There are seven criteria brokers should use to compare benefits administration software.
We’ve covered the first five in previous columns, from the vendor’s background to integrations and more, and now we’ll outline the sixth: the product beyond benefits. Does the firm have product leadership? Is its leadership sustainable?
As a benefits broker, your long suite is advising on health care benefits. You know a lot about the transactional challenges related to offering and administering a benefits package.
In fact, in most cases you know more about these challenges than your HR client does. That is part of why they hire you.
But your HR client faces transactional challenges that stretch beyond benefits. Though they stretch beyond benefits, they are also impacted by benefits, which is why it is important to understand how the software system you select handles them.

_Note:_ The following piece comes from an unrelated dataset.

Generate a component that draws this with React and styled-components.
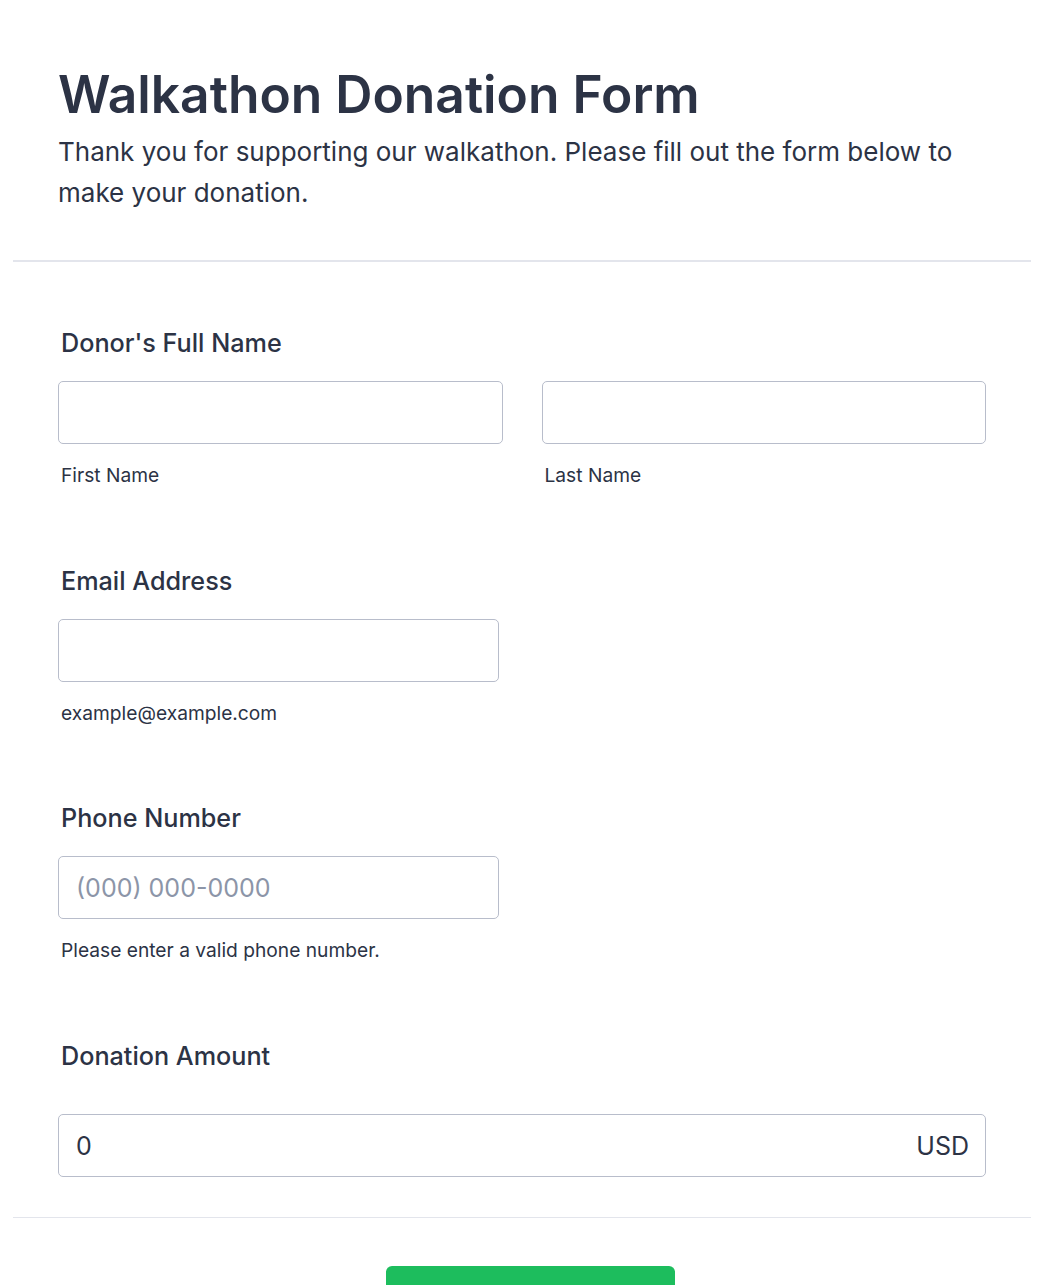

We see online benefits firms taking one or a mix of three approaches:
1. Address directly, included in the broker license
2. Address directly, but outside the broker license
3. Don’t address, but offer the ability to integrate with others who do
Let’s evaluate each of these approaches, one by one.
Address directly, included in the broker license
With this approach, the online benefits technology firm builds into its software the ability to do applicant tracking, onboarding, PTO tracking, time and attendance, compliance, and payroll -- or some mix of these items -- and then just makes it all available for the broker as part of its normal broker license.
Related: The role of self-service software
If the cost of the broker license is a flat monthly fee, this means the broker is getting the ability to give its clients PTO tracking for free, for example, as well as benefits administration.
The primary positive of this approach is obvious: it seems like it would be better to be able to offer more to your clients rather than less. If you can throw in PTO tracking with online benefits administration, that’s even better than just benefit administration. Time and attendance on top of that? Sweet.
But do you know anything about the nuances of PTO tracking? Or time and attendance? Does anyone in your firm? Is it worth your time for your firm to build up a core competency in that area? Are your clients looking to their healthcare advisor to be their go-to for that sort of thing, or do they want you to stay focused on keeping up with the ever-evolving healthcare landscape?
The thing to keep in mind: if you give your clients a system to track PTO or time and attendance for free, they are going to expect you to support it. That means helping them think through how to transition from their old system in addition to helping to answer questions along the way.
If the software firm you selected gave these features to you for free as part of your license for online benefits administration, then all of that support is going to have to come from you.
After all, they won’t be getting any additional revenue to help them provide any direct support to your employer clients. You or someone on your service team having to provide that support is the negative to this approach.
Address directly, but outside the broker license
With this approach, the software firm has built-in applicant tracking, onboarding, PTO tracking, etc., but they are add-ons the employer has the option to purchase. There is not a built-in assumption the agency must support them.
Instead, the software company can support them more directly. The software company can help the employer think through how to transition from the old PTO system to the new one most effectively. The software company can answer questions along the way.
Bottom line: The software company can support its own PTO feature while the benefits brokerage can focus on what it does best -- advising the employer on how to manage its health care benefits package.
The negative of this approach is the additional costs to the extent that you see supporting them as costing your firm money. The time you or your service people have to spend supporting them can end up being a wash or can work to your benefit.
Don’t address, but offer the ability to integrate with others who do
The final approach an online benefits technology firm can take is to ignore building any of the other features HR needs. Instead, this firm can work to integrate with other HR software firms who have products that address those needs. In certain circumstances, this approach can work exceptionally well.
The primary positive of this approach is that HR certainly won’t be expecting you or your firm to support HR software that is completely different than the online benefits technology you’ve incorporated into your value proposition.
One negative of this approach, in general, is that different software companies are going to have different agendas, different priorities, and thus different product roadmaps. Diverging interests among software companies all used by the same HR client can lead to an unhappy client through no fault of your own.
Another negative of the approach is that each company is going to have a separate sales and marketing budget that has to be covered by what it charges the employer. As a result, their fees will be higher than what an online benefits technology firm would have to charge if it had the other features available as add-ons.
If your client finds itself paying a lot for HR features and could cut those costs by going with a broker who had selected a software firm that took either the first or second approach, it could put pressure on you.
Just like with each of the seven criteria brokers use when selecting the right online benefits partner, there are always tradeoffs. It is best to know those tradeoffs when making your decision.